Ingo Molnar mingo at kernel.org
Mon May 8 07:02:30 PDT 2017


* Kees Cook <keescook at chromium.org> wrote:

> > And yes, I realize that there were other such bugs and that such bugs might 
> > occur in the future - but why not push the overhead of the security check to 
> > the kernel build phase? I.e. I'm wondering how well we could do static 
> > analysis during kernel build - would a limited mode of Sparse be good enough 
> > for that? Or we could add a new static checker to tools/, built from first 
> > principles and used primarily for extended syntactical checking.
> 
> Static analysis is just not going to cover all cases. We've had vulnerabilities 
> where interrupt handlers left KERNEL_DS set, for example. [...]
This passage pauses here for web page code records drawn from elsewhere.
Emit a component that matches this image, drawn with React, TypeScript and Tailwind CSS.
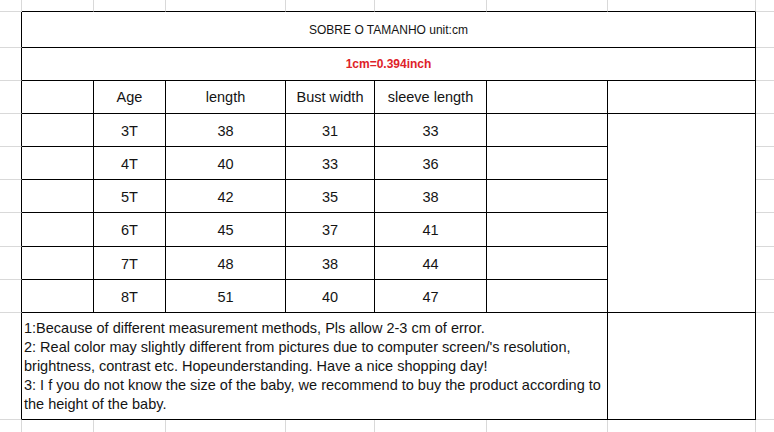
import { Fragment, type ReactNode } from "react";
import clsx from "clsx";

type Edge = "k" | "g" | "n";

const right: Record<Edge, string> = {
  k: "border-r border-r-black",
  g: "border-r border-r-[#d9d9d9]",
  n: "",
};
const bottom: Record<Edge, string> = {
  k: "border-b border-b-black",
  g: "border-b border-b-[#d9d9d9]",
  n: "",
};

function Cell({
  r,
  b,
  className,
  children,
}: {
  r: Edge;
  b: Edge;
  className?: string;
  children?: ReactNode;
}) {
  return (
    <div
      className={clsx(
        "flex items-center justify-center",
        right[r],
        bottom[b],
        className
      )}
    >
      {children}
    </div>
  );
}

const sizes = [
  ["3T", "38", "31", "33"],
  ["4T", "40", "33", "36"],
  ["5T", "42", "35", "38"],
  ["6T", "45", "37", "41"],
  ["7T", "48", "38", "44"],
  ["8T", "51", "40", "47"],
];

export default function App() {
  return (
    <div className="w-[774px] h-[432px] overflow-hidden bg-white text-[#141414] font-['Liberation_Sans',Arial,sans-serif] grid grid-cols-[22px_72px_72px_120px_89px_112px_121px_148px_18px] grid-rows-[12px_36px_33px_33px_33px_33px_33px_34px_33px_33px_107px_12px]">
      {/* top sheet row */}
      <Cell r="g" b="g" />
      <Cell r="g" b="k" />
      <Cell r="g" b="k" />
      <Cell r="g" b="k" />
      <Cell r="g" b="k" />
      <Cell r="g" b="k" />
      <Cell r="g" b="k" />
      <Cell r="g" b="k" />
      <Cell r="n" b="g" />

      {/* title */}
      <Cell r="k" b="g" />
      <Cell r="k" b="k" className="col-span-7 text-[12px]">
        SOBRE O TAMANHO unit:cm
      </Cell>
      <Cell r="n" b="g" />

      <Cell r="k" b="g" />
      <Cell r="k" b="k" className="col-span-7 text-[12px] font-bold text-[#de2229]">
        1cm=0.394inch
      </Cell>
      <Cell r="n" b="g" />

      {/* header */}
      <Cell r="k" b="g" />
      <Cell r="k" b="k" />
      <Cell r="k" b="k" className="text-[14.5px] pt-[2px]">Age</Cell>
      <Cell r="k" b="k" className="text-[14.5px] pt-[2px]">length</Cell>
      <Cell r="k" b="k" className="text-[14.5px] pt-[2px]">Bust width</Cell>
      <Cell r="k" b="k" className="text-[14.5px] pt-[2px]">sleeve length</Cell>
      <Cell r="k" b="k" />
      <Cell r="k" b="k" />
      <Cell r="n" b="g" />

      {sizes.map((row, i) => (
        <Fragment key={row[0]}>
          <Cell r="k" b="g" />
          <Cell r="k" b="k" />
          {row.map((v, j) => (
            <Cell key={j} r="k" b="k" className="text-[14.5px] pt-[3px]">
              {v}
            </Cell>
          ))}
          <Cell r="k" b="k" />
          {i === 0 && <Cell r="k" b="k" className="row-span-6" />}
          <Cell r="n" b="g" />
        </Fragment>
      ))}

      {/* notes */}
      <Cell r="k" b="g" />
      <Cell
        r="k"
        b="k"
        className="col-span-6 flex-col !items-start !justify-center pl-[2px] text-[14.5px] leading-[19px] whitespace-nowrap"
      >
        <div>1:Because of different measurement methods, Pls allow 2-3 cm of error.</div>
        <div>2: Real color may slightly different from pictures due to computer screen/'s resolution,</div>
        <div>brightness, contrast etc. Hopeunderstanding. Have a nice shopping day!</div>
        <div>3: I f you do not know the size of the baby, we recommend to buy the product according to</div>
        <div>the height of the baby.</div>
      </Cell>
      <Cell r="k" b="k" />
      <Cell r="n" b="g" />

      {/* bottom sheet row */}
      <Cell r="g" b="n" />
      <Cell r="g" b="n" />
      <Cell r="g" b="n" />
      <Cell r="g" b="n" />
      <Cell r="g" b="n" />
      <Cell r="g" b="n" />
      <Cell r="g" b="n" />
      <Cell r="g" b="n" />
      <Cell r="n" b="n" />
    </div>
  );
}
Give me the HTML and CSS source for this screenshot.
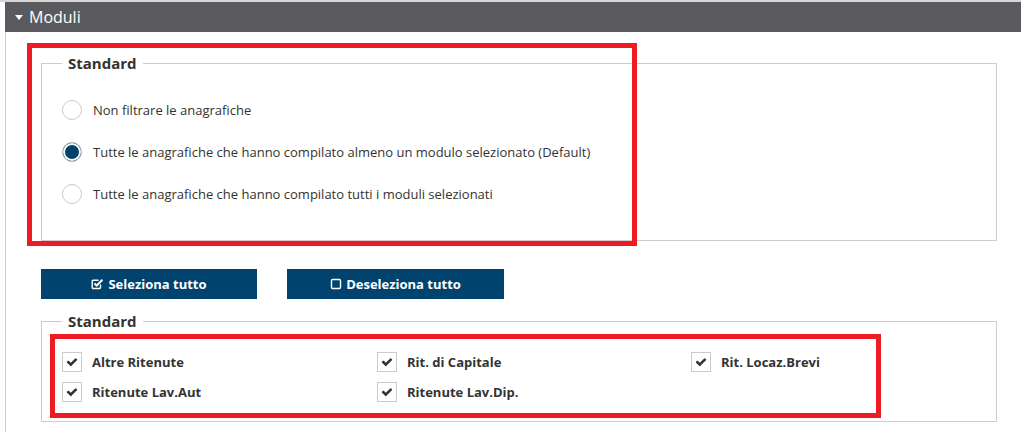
FILE: index.html
```html
<!DOCTYPE html>
<html lang="it">
<head>
<meta charset="utf-8">
<title>Moduli</title>
<link rel="stylesheet" href="styles.css">
</head>
<body>
<div class="topline"></div>
<div class="panel">
  <div class="panel-header">
    <span class="caret"></span>
    <span class="panel-title">Moduli</span>
  </div>
  <div class="panel-body">
    <fieldset class="group group-radios">
      <legend>Standard</legend>
      <label class="radio-row">
        <span class="radio"></span>
        <span>Non filtrare le anagrafiche</span>
      </label>
      <label class="radio-row">
        <span class="radio checked"></span>
        <span>Tutte le anagrafiche che hanno compilato almeno un modulo selezionato (Default)</span>
      </label>
      <label class="radio-row">
        <span class="radio"></span>
        <span>Tutte le anagrafiche che hanno compilato tutti i moduli selezionati</span>
      </label>
    </fieldset>

    <div class="buttons">
      <button class="btn" type="button">
        <svg class="btn-icon" viewBox="0 0 13 12" width="13" height="12" aria-hidden="true">
          <path d="M9.5 6.5 V9.5 a1 1 0 0 1 -1 1 H2.2 a1 1 0 0 1 -1 -1 V3.2 a1 1 0 0 1 1 -1 H7.5" fill="none" stroke="#fff" stroke-width="1.4"/>
          <path d="M3.4 5.4 L5.6 7.6 L11.4 1.8" fill="none" stroke="#fff" stroke-width="2"/>
        </svg>
        Seleziona tutto
      </button>
      <button class="btn" type="button">
        <svg class="btn-icon" viewBox="0 0 12 12" width="12" height="12" aria-hidden="true">
          <rect x="1.5" y="1.5" width="9" height="9" rx="1.2" fill="none" stroke="#fff" stroke-width="1.4"/>
        </svg>
        Deseleziona tutto
      </button>
    </div>

    <fieldset class="group group-checks">
      <legend>Standard</legend>
      <div class="checks">
        <label class="check-row"><span class="check"><svg viewBox="0 0 1792 1792" width="12" height="12" aria-hidden="true"><path d="M1671 566q0 40-28 68l-724 724-136 136q-28 28-68 28t-68-28l-136-136-362-362q-28-28-28-68t28-68l136-136q28-28 68-28t68 28l294 295 656-657q28-28 68-28t68 28l136 136q28 28 28 68z" fill="#333"/></svg></span><span>Altre Ritenute</span></label>
        <label class="check-row"><span class="check"><svg viewBox="0 0 1792 1792" width="12" height="12" aria-hidden="true"><path d="M1671 566q0 40-28 68l-724 724-136 136q-28 28-68 28t-68-28l-136-136-362-362q-28-28-28-68t28-68l136-136q28-28 68-28t68 28l294 295 656-657q28-28 68-28t68 28l136 136q28 28 28 68z" fill="#333"/></svg></span><span>Rit. di Capitale</span></label>
        <label class="check-row"><span class="check"><svg viewBox="0 0 1792 1792" width="12" height="12" aria-hidden="true"><path d="M1671 566q0 40-28 68l-724 724-136 136q-28 28-68 28t-68-28l-136-136-362-362q-28-28-28-68t28-68l136-136q28-28 68-28t68 28l294 295 656-657q28-28 68-28t68 28l136 136q28 28 28 68z" fill="#333"/></svg></span><span>Rit. Locaz.Brevi</span></label>
        <label class="check-row"><span class="check"><svg viewBox="0 0 1792 1792" width="12" height="12" aria-hidden="true"><path d="M1671 566q0 40-28 68l-724 724-136 136q-28 28-68 28t-68-28l-136-136-362-362q-28-28-28-68t28-68l136-136q28-28 68-28t68 28l294 295 656-657q28-28 68-28t68 28l136 136q28 28 28 68z" fill="#333"/></svg></span><span>Ritenute Lav.Aut</span></label>
        <label class="check-row"><span class="check"><svg viewBox="0 0 1792 1792" width="12" height="12" aria-hidden="true"><path d="M1671 566q0 40-28 68l-724 724-136 136q-28 28-68 28t-68-28l-136-136-362-362q-28-28-28-68t28-68l136-136q28-28 68-28t68 28l294 295 656-657q28-28 68-28t68 28l136 136q28 28 28 68z" fill="#333"/></svg></span><span>Ritenute Lav.Dip.</span></label>
      </div>
    </fieldset>

    <div class="mark mark-radios"></div>
    <div class="mark mark-checks"></div>
  </div>
</div>
</body>
</html>
```

FILE: styles.css
```css
* { box-sizing: border-box; }

html, body {
  margin: 0;
  padding: 0;
  background: #fff;
  font-family: "Open Sans", "Noto Sans", sans-serif;
  color: #333;
}

.topline {
  height: 2px;
  background: #d6d6d6;
}

.panel {
  margin-left: 5px;
  border-left: 1px solid #ccc;
  height: 430px;
}

.panel-header {
  height: 30px;
  margin-left: -1px;
  background: #5a595e;
  color: #fff;
  display: flex;
  align-items: center;
  padding-left: 10px;
  gap: 6px;
}

.caret {
  width: 0;
  height: 0;
  border-left: 4.5px solid transparent;
  border-right: 4.5px solid transparent;
  border-top: 5px solid #fff;
}

.panel-title {
  font-size: 16px;
  line-height: 20px;
}

.panel-body {
  position: relative;
  padding: 21px 24px 0 35px;
}

.group {
  margin: 0;
  border: 1px solid #ccc;
  padding: 0 0 0 20px;
  min-width: 0;
}

.group legend {
  margin-left: 0;
  padding: 0 6px;
  font-size: 15px;
  font-weight: 700;
  line-height: 20px;
  color: #333;
}

.group-radios {
  padding-top: 16px;
  padding-bottom: 25px;
}

.radio-row {
  display: flex;
  align-items: center;
  height: 42px;
  gap: 11px;
  font-size: 13px;
  color: #333;
}

.radio {
  width: 20px;
  height: 20px;
  border-radius: 50%;
  border: 1px solid #ccc;
  background: #fff;
  flex: none;
}

.radio.checked {
  background: #00416e;
  box-shadow: inset 0 0 0 2px #fff;
  border-color: #bbb;
}

.buttons {
  display: flex;
  gap: 30px;
  margin-top: 28px;
}

.btn {
  height: 30px;
  width: 216px;
  border: 0;
  background: #00436f;
  color: #fff;
  font-family: "Open Sans", "Noto Sans", sans-serif;
  font-size: 13px;
  font-weight: 700;
  display: flex;
  align-items: center;
  justify-content: center;
  gap: 4px;
  padding: 0;
}

.btn + .btn { width: 217px; }

.btn-icon { flex: none; }

.group-checks {
  margin-top: 12px;
  padding-top: 16px;
  padding-bottom: 14px;
}

.checks {
  display: grid;
  grid-template-columns: 315px 314px 1fr;
  grid-auto-rows: 30px;
}

.check-row {
  display: flex;
  align-items: center;
  gap: 10px;
  font-size: 13px;
  font-weight: 700;
  color: #333;
}

.check {
  width: 20px;
  height: 20px;
  border: 1px solid #ccc;
  display: flex;
  align-items: center;
  justify-content: center;
  flex: none;
}

.mark {
  position: absolute;
  border: 5px solid #ed1c24;
  pointer-events: none;
}

.mark-radios {
  left: 21px;
  top: 11px;
  width: 610px;
  height: 203px;
}

.mark-checks {
  left: 44px;
  top: 302px;
  width: 831px;
  height: 84px;
}
```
Got any commit ID of that bug - was it because a function executed by the 
interrupt handler leaked KERNEL_DS?

> [...] If there are performance concerns, let's put this behind a CONFIG. 2-5 
> instructions is not an issue for most people that want this coverage.

That doesn't really _solve_ the performance concerns, it just forces most people 
to enable it by creating a 'security or performance' false dichotomy ...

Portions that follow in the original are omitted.